The Cub is a little over 800mm wide, narrower than the Grizzly, but intentionally wider than most. I love the stability of the Grizzly, and wanted to ensure the Cub had similar stability, while being easier to navigate between bollards. I think the lack of tyres makes it look wider than it really is though.
Yeah, I like simple, mainly as I have a less than ideal work-shop. As my tool-set and experience grows, I'll begin making custom parts, and some things will no doubt get more complex (at least where more complex = more fun to build).
I'm looking to use some cut-down MTB forks as the brake/steering linkage mount, but I've not yet thought of a way to keep the quick release hubs "quick" once I've brakes mounted around the tyre. The quick release mechanism slides the wheel sideways out of the sleeve that's welded to the kingpin. Having calipers wrapped around the tyre will prevent this, so I'll need a way to easily get the brake calipers out of the way first. This will probably kill the plan to use front forks as the brake mounts.

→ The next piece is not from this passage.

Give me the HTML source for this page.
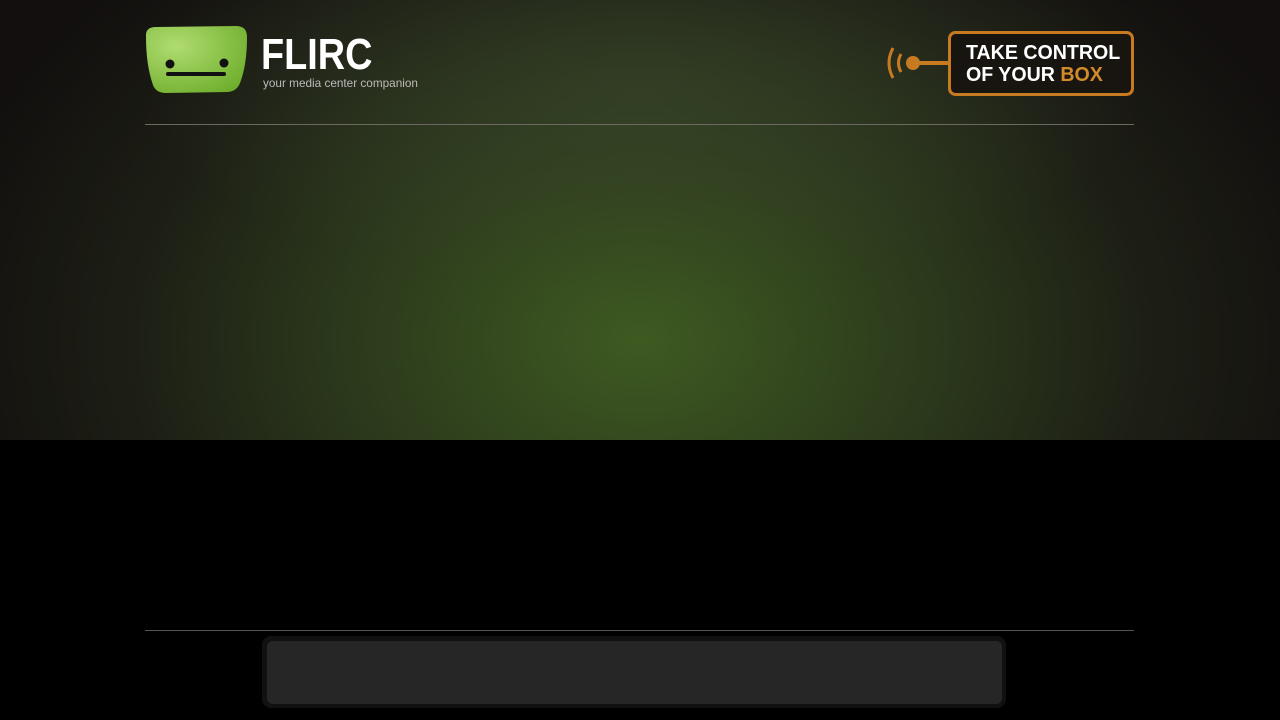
<!DOCTYPE html>
<html><head><meta charset="utf-8"><style>
html,body{margin:0;padding:0;width:1280px;height:720px;overflow:hidden;background:#000;font-family:"Liberation Sans",sans-serif}
#top{position:absolute;left:0;top:0;width:1280px;height:440px;background:radial-gradient(ellipse 500px 200px at 640px 90px,rgba(60,72,45,0.55) 0%,rgba(60,72,45,0) 100%),radial-gradient(ellipse 720px 520px at 640px 340px,#3e5a21 0%,#2c3a1c 40%,#1d1f15 70%,#120f0e 100%)}
.line{position:absolute;left:145px;width:989px;height:1px}
.t{position:absolute;color:#fff;font-weight:bold;white-space:nowrap}
</style></head><body>
<div id="top"></div>
<div class="line" style="top:124px;background:#6a6a60"></div>
<div class="line" style="top:630px;background:#555"></div>
<svg style="position:absolute;left:144px;top:25px" width="106" height="70" viewBox="0 0 106 70">
<defs><radialGradient id="g" cx="0.3" cy="0.3" r="0.9"><stop offset="0" stop-color="#b0dc70"/><stop offset="1" stop-color="#6aab28"/></radialGradient></defs>
<path d="M2,12 Q1,2 12,2 L92,1 Q103,1 103,12 Q103,40 96,58 Q93,66 84,67 L22,68 Q12,68 9,60 Q2,40 2,12 Z" fill="url(#g)"/>
<circle cx="26" cy="39" r="4.5" fill="#111"/><circle cx="80" cy="38" r="4.5" fill="#111"/>
<rect x="22" y="47" width="60" height="4" rx="2" fill="#111"/>
</svg>
<div class="t" style="left:261px;top:30px;font-size:44px;transform:scaleX(0.86);transform-origin:0 0">FLIRC</div>
<div class="t" style="left:263px;top:76px;font-size:12px;color:#bbb;font-weight:normal;transform:scaleX(0.98);transform-origin:0 0">your media center companion</div>
<svg style="position:absolute;left:884px;top:30px" width="252" height="68">
<path d="M9,18 Q1,33 9,48" stroke="#c87a20" stroke-width="3" fill="none"/>
<path d="M17,24 Q12,33 17,42" stroke="#c87a20" stroke-width="3" fill="none"/>
<circle cx="29" cy="33" r="7" fill="#c87a20"/>
<rect x="29" y="31" width="36" height="4" fill="#c87a20"/>
<rect x="65.5" y="2.5" width="183" height="62" rx="6" fill="#181511" stroke="#c87a20" stroke-width="3"/>
</svg>
<div class="t" style="left:966px;top:42px;font-size:20px;line-height:22px;transform:scaleX(0.98);transform-origin:0 0">TAKE CONTROL<br>OF YOUR <span style="color:#d38a2a">BOX</span></div>
<div style="position:absolute;left:262px;top:636px;width:744px;height:72px;background:#111;border-radius:9px"></div>
<div style="position:absolute;left:267px;top:641px;width:735px;height:63px;background:#262626;border-radius:6px"></div>
</body></html>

Either that, or live with semi-permanently mounted front wheels.
I pondered them, Baalzamon, but the hubs weren't fitted with them, and it's currently beyond my abilities to retro-fit the rotors. The Grizzly will soon be upgraded with discs, as it has the rotors already fitted, I just lack the calipers, and trike No. 3 will also have discs. The Cub is stuck with rim brakes of one sort or another.